## WHAT IS BEING ASKED
The listing below must be repeated word for word, with its images excluded.

## RECORDED INFORMATION
* * *
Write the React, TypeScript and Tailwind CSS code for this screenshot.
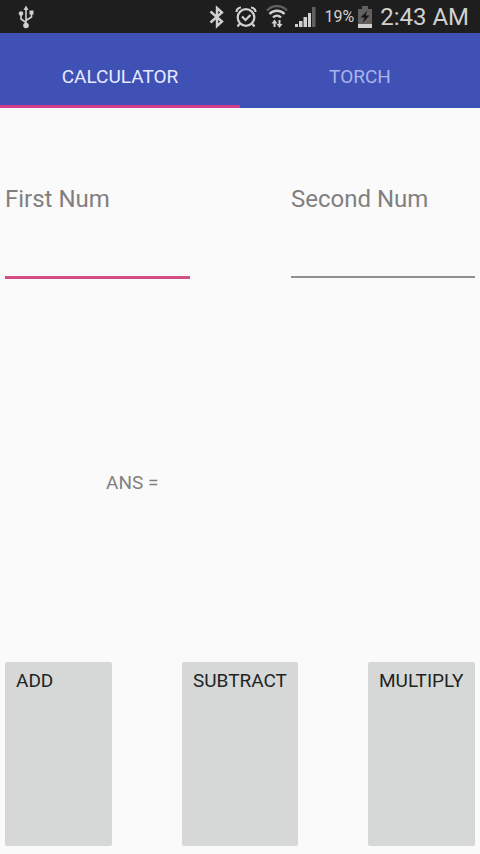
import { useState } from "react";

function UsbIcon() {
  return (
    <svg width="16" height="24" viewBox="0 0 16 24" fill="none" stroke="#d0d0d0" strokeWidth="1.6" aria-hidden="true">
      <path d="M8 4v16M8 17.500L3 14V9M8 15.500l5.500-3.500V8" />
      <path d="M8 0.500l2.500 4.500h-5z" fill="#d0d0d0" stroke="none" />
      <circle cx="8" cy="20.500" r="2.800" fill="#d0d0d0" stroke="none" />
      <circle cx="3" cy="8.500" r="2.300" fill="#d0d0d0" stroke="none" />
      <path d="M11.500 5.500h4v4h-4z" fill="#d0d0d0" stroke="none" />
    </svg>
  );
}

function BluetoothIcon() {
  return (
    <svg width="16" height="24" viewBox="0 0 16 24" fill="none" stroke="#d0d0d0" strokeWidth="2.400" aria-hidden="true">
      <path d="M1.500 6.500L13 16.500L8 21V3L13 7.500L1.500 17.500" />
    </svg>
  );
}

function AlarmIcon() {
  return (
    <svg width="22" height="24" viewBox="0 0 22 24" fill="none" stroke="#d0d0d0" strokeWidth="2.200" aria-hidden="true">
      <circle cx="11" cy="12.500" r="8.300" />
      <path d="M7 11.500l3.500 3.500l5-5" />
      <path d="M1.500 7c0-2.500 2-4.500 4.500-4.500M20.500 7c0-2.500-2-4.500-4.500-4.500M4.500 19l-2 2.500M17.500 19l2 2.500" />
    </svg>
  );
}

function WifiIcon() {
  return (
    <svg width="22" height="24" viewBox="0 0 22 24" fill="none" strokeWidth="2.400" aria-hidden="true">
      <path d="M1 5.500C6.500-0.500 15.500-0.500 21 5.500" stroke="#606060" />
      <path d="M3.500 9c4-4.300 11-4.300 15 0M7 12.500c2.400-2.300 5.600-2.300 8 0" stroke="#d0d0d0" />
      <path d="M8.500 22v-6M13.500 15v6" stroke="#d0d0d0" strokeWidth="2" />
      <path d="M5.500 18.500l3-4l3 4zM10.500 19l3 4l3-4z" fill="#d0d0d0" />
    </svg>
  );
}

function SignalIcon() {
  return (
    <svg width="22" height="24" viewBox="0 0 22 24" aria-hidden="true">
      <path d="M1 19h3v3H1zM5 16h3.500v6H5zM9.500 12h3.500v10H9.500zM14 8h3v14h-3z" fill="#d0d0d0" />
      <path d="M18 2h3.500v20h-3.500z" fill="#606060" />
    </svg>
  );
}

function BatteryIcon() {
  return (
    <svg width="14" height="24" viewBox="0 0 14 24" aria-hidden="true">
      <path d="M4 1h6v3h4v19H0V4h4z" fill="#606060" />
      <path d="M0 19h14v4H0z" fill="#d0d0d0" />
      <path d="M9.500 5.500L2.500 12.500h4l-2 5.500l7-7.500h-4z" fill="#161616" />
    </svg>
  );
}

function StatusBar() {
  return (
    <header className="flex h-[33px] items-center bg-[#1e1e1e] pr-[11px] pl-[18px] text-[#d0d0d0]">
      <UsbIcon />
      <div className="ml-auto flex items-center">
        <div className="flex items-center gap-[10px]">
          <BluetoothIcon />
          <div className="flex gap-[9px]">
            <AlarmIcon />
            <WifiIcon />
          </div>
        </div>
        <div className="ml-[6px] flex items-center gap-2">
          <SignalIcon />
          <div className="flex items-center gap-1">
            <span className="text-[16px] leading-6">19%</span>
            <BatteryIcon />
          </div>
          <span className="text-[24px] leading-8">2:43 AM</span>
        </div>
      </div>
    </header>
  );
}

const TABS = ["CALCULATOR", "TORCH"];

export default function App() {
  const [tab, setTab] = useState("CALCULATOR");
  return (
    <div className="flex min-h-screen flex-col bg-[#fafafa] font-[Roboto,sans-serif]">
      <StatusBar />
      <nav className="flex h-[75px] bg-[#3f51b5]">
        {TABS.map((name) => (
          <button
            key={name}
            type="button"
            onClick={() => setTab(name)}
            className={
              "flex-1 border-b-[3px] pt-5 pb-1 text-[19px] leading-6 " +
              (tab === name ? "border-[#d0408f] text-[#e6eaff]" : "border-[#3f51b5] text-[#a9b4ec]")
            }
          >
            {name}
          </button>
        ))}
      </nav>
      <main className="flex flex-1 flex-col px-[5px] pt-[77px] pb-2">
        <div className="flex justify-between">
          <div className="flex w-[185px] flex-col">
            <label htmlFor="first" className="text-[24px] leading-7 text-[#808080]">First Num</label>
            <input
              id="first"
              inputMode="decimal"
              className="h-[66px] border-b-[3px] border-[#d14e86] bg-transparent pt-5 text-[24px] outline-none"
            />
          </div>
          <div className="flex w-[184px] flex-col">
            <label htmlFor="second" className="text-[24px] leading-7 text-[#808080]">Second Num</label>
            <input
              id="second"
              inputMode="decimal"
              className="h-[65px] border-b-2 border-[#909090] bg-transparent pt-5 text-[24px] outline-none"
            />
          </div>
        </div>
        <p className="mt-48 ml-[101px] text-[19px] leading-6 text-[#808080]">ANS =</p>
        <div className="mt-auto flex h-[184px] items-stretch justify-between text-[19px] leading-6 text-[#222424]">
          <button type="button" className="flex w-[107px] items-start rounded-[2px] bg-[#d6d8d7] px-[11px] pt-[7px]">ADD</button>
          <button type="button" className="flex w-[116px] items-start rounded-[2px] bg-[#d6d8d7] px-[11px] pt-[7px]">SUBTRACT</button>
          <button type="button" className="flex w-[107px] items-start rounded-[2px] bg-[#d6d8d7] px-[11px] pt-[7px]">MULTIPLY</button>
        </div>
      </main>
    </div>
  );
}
* * *
## RESPONSE TO THE TASK
Write the React, TypeScript and Tailwind CSS code for this screenshot.
import { useState } from "react";

function UsbIcon() {
  return (
    <svg width="16" height="24" viewBox="0 0 16 24" fill="none" stroke="#d0d0d0" strokeWidth="1.6" aria-hidden="true">
      <path d="M8 4v16M8 17.500L3 14V9M8 15.500l5.500-3.500V8" />
      <path d="M8 0.500l2.500 4.500h-5z" fill="#d0d0d0" stroke="none" />
      <circle cx="8" cy="20.500" r="2.800" fill="#d0d0d0" stroke="none" />
      <circle cx="3" cy="8.500" r="2.300" fill="#d0d0d0" stroke="none" />
      <path d="M11.500 5.500h4v4h-4z" fill="#d0d0d0" stroke="none" />
    </svg>
  );
}

function BluetoothIcon() {
  return (
    <svg width="16" height="24" viewBox="0 0 16 24" fill="none" stroke="#d0d0d0" strokeWidth="2.400" aria-hidden="true">
      <path d="M1.500 6.500L13 16.500L8 21V3L13 7.500L1.500 17.500" />
    </svg>
  );
}

function AlarmIcon() {
  return (
    <svg width="22" height="24" viewBox="0 0 22 24" fill="none" stroke="#d0d0d0" strokeWidth="2.200" aria-hidden="true">
      <circle cx="11" cy="12.500" r="8.300" />
      <path d="M7 11.500l3.500 3.500l5-5" />
      <path d="M1.500 7c0-2.500 2-4.500 4.500-4.500M20.500 7c0-2.500-2-4.500-4.500-4.500M4.500 19l-2 2.500M17.500 19l2 2.500" />
    </svg>
  );
}

function WifiIcon() {
  return (
    <svg width="22" height="24" viewBox="0 0 22 24" fill="none" strokeWidth="2.400" aria-hidden="true">
      <path d="M1 5.500C6.500-0.500 15.500-0.500 21 5.500" stroke="#606060" />
      <path d="M3.500 9c4-4.300 11-4.300 15 0M7 12.500c2.400-2.300 5.600-2.300 8 0" stroke="#d0d0d0" />
      <path d="M8.500 22v-6M13.500 15v6" stroke="#d0d0d0" strokeWidth="2" />
      <path d="M5.500 18.500l3-4l3 4zM10.500 19l3 4l3-4z" fill="#d0d0d0" />
    </svg>
  );
}

function SignalIcon() {
  return (
    <svg width="22" height="24" viewBox="0 0 22 24" aria-hidden="true">
      <path d="M1 19h3v3H1zM5 16h3.500v6H5zM9.500 12h3.500v10H9.500zM14 8h3v14h-3z" fill="#d0d0d0" />
      <path d="M18 2h3.500v20h-3.500z" fill="#606060" />
    </svg>
  );
}

function BatteryIcon() {
  return (
    <svg width="14" height="24" viewBox="0 0 14 24" aria-hidden="true">
      <path d="M4 1h6v3h4v19H0V4h4z" fill="#606060" />
      <path d="M0 19h14v4H0z" fill="#d0d0d0" />
      <path d="M9.500 5.500L2.500 12.500h4l-2 5.500l7-7.500h-4z" fill="#161616" />
    </svg>
  );
}

function StatusBar() {
  return (
    <header className="flex h-[33px] items-center bg-[#1e1e1e] pr-[11px] pl-[18px] text-[#d0d0d0]">
      <UsbIcon />
      <div className="ml-auto flex items-center">
        <div className="flex items-center gap-[10px]">
          <BluetoothIcon />
          <div className="flex gap-[9px]">
            <AlarmIcon />
            <WifiIcon />
          </div>
        </div>
        <div className="ml-[6px] flex items-center gap-2">
          <SignalIcon />
          <div className="flex items-center gap-1">
            <span className="text-[16px] leading-6">19%</span>
            <BatteryIcon />
          </div>
          <span className="text-[24px] leading-8">2:43 AM</span>
        </div>
      </div>
    </header>
  );
}

const TABS = ["CALCULATOR", "TORCH"];

export default function App() {
  const [tab, setTab] = useState("CALCULATOR");
  return (
    <div className="flex min-h-screen flex-col bg-[#fafafa] font-[Roboto,sans-serif]">
      <StatusBar />
      <nav className="flex h-[75px] bg-[#3f51b5]">
        {TABS.map((name) => (
          <button
            key={name}
            type="button"
            onClick={() => setTab(name)}
            className={
              "flex-1 border-b-[3px] pt-5 pb-1 text-[19px] leading-6 " +
              (tab === name ? "border-[#d0408f] text-[#e6eaff]" : "border-[#3f51b5] text-[#a9b4ec]")
            }
          >
            {name}
          </button>
        ))}
      </nav>
      <main className="flex flex-1 flex-col px-[5px] pt-[77px] pb-2">
        <div className="flex justify-between">
          <div className="flex w-[185px] flex-col">
            <label htmlFor="first" className="text-[24px] leading-7 text-[#808080]">First Num</label>
            <input
              id="first"
              inputMode="decimal"
              className="h-[66px] border-b-[3px] border-[#d14e86] bg-transparent pt-5 text-[24px] outline-none"
            />
          </div>
          <div className="flex w-[184px] flex-col">
            <label htmlFor="second" className="text-[24px] leading-7 text-[#808080]">Second Num</label>
            <input
              id="second"
              inputMode="decimal"
              className="h-[65px] border-b-2 border-[#909090] bg-transparent pt-5 text-[24px] outline-none"
            />
          </div>
        </div>
        <p className="mt-48 ml-[101px] text-[19px] leading-6 text-[#808080]">ANS =</p>
        <div className="mt-auto flex h-[184px] items-stretch justify-between text-[19px] leading-6 text-[#222424]">
          <button type="button" className="flex w-[107px] items-start rounded-[2px] bg-[#d6d8d7] px-[11px] pt-[7px]">ADD</button>
          <button type="button" className="flex w-[116px] items-start rounded-[2px] bg-[#d6d8d7] px-[11px] pt-[7px]">SUBTRACT</button>
          <button type="button" className="flex w-[107px] items-start rounded-[2px] bg-[#d6d8d7] px-[11px] pt-[7px]">MULTIPLY</button>
        </div>
      </main>
    </div>
  );
}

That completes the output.